Requiring your to say "solrctl --force --really" or somesuch doesn't sound like it would be reasonable.

 

Say you specify "/" in your --zk rather than "/solr" (or it's the default as in your case). One option is that we could refuse to make the change if we find znodes in "/" (in this case) that shouldn't belong. However that seems erorr prone and not a great solution (say it's not /hbase and rather something else, etc...). Say you have "/solr1" and "/solr2", the same issue would apply if you accidentally specified the wrong one with --force, etc...

 

Any suggestions/ideas?

 

I guess solrctl could prompt you interactively when you use --force:

 

"solrctl is about to reinitialize '/solr' repository, accept?"

or 

"solrctl is about to reinitialize "/" repository, accept?" in your case.

 

but then non-interactive use might suffer (but then add a "-y" option or somesuch to compensate).
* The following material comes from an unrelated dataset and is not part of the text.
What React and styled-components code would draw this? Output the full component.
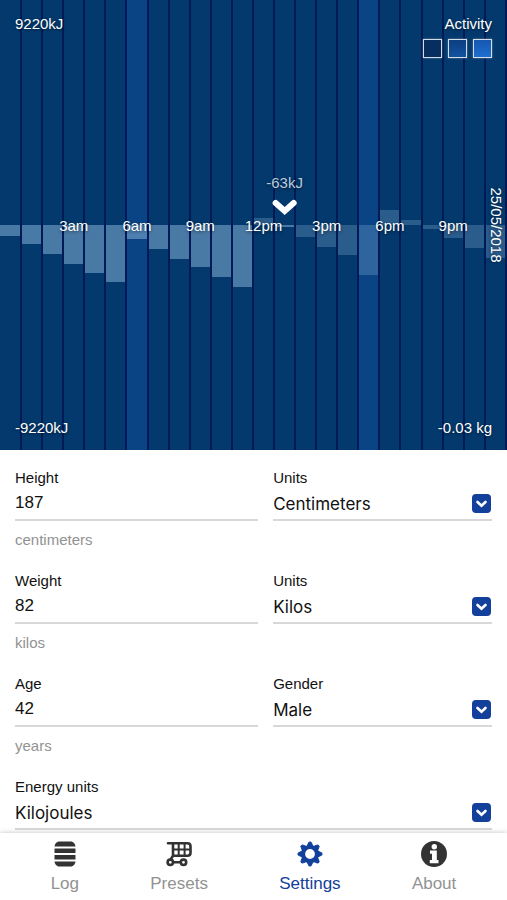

This is the way I'm leaning at the moment.

avatar
Explorer

I'm wondering if there ever is a reason for solr to be in the root of a zookeeper install. Shouldn't it always be in some path inside '/'? In that case --zk being '/' would indicate a problem, either in configuration or in the user making a mistake, something you could alert on or even refuse to run.

 

Adding the prompt on --force would be a great step and I see the use of the -y option.